In short, the calculated admission rates fail to follow the trends we would predict based on Groseclose’s own hypothesis, and therefore Groseclose’s hypothesis is incorrect. Scientific method, for the win.

Bonus data

There is one really great observation that arises out of Groseclose’s dataset. Those who assert that it is class, not race, that most matters in creating the education disparities that impact college admissions should take special heed.

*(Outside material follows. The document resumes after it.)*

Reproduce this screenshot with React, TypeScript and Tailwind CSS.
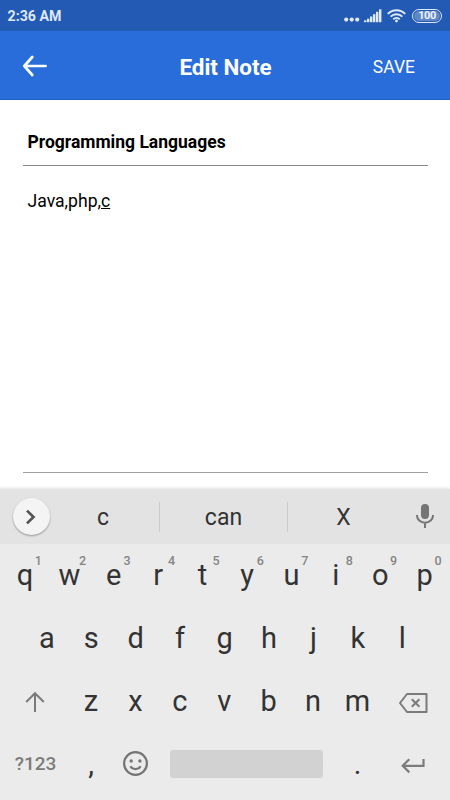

In California, all high schools receive a general grade on a 1-10 scale that ranks the quality of the school against all others. A 10 score on that scale is an especially high-quality school; a 1 is a failing school. (Clarification: I’ve been asked in multiple outlets how this is calculated. Every year, the California Department of Education generates a ranking out of ten of all high schools based on their percentile ranking of a score called the Academic Performance Index (API); it is this measure that is used to assess school performance and provide monetary incentives to high-performing schools. You can learn more about the API score here, specifically the executive summary sheet here. The API index, which depends in part on year-long improvement of student performance on standardized tests, is not without controversy; however, for several reasons, it is also the most widely-used metric for state–wide comparisons of high school quality and learning environments in California.)

If we calculate the quality of high schools that students have access to based on race and class, we arrive at the only graph one ever needs to demonstrate the insidious impact of race and racism in America.


Take home message? Poor Whites and Asians still have access to a better-quality high school education than rich Blacks, Chicanos, Latinos and Native Americans.